● **The task**
Going through the material below, please gather all lines with the word "React" in them.

● **Collected data**
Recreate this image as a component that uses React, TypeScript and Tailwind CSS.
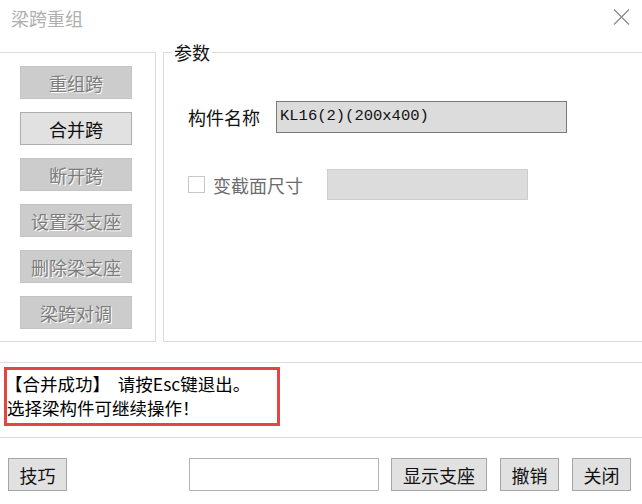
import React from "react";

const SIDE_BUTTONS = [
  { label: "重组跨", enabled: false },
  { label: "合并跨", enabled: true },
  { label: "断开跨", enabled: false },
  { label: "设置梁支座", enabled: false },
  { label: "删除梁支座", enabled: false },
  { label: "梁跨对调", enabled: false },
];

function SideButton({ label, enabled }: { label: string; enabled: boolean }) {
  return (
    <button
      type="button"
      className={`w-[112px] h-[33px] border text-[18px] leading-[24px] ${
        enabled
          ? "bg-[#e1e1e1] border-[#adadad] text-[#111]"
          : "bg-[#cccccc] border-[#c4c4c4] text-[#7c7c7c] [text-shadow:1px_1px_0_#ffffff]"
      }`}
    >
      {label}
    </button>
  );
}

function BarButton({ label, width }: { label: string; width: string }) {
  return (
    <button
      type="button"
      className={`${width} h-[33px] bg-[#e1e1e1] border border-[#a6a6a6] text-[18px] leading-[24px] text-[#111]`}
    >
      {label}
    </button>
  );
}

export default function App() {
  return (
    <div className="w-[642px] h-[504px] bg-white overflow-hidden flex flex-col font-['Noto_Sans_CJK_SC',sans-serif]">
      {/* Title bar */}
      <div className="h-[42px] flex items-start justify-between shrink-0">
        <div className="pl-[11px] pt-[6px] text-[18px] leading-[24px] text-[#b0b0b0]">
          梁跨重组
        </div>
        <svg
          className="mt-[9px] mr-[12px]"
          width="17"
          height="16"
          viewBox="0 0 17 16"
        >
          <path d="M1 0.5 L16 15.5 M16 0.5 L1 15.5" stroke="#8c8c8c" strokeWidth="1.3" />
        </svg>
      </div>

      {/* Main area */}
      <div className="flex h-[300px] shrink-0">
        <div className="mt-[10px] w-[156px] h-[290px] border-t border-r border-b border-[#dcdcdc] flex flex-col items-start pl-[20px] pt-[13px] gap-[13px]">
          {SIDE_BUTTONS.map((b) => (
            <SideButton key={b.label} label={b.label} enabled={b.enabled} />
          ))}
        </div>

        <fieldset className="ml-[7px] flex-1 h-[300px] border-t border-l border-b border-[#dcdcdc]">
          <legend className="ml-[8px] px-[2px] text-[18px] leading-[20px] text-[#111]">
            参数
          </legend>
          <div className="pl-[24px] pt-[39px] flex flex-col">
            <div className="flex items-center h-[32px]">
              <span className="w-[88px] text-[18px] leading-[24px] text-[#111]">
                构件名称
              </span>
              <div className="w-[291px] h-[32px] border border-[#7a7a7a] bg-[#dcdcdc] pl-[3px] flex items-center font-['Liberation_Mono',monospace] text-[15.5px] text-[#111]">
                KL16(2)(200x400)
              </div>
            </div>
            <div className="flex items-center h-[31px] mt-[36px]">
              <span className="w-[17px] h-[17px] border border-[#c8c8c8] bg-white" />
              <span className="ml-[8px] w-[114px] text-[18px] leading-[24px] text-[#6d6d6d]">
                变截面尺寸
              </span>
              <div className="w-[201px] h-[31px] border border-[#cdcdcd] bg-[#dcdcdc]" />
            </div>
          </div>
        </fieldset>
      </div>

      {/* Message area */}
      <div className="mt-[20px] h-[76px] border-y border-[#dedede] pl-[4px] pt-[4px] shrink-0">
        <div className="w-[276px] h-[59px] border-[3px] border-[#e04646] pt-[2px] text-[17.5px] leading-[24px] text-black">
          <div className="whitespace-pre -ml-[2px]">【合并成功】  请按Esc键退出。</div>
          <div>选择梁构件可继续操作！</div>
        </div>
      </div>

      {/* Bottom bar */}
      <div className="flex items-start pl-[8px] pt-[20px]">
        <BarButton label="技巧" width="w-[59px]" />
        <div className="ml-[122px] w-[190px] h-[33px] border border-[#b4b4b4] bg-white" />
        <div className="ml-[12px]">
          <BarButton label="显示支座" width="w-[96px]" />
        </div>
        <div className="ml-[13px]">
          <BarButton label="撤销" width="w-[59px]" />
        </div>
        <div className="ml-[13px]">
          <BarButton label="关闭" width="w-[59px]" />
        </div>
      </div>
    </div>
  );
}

● **Answer below**
Recreate this image as a component that uses React, TypeScript and Tailwind CSS.
import React from "react";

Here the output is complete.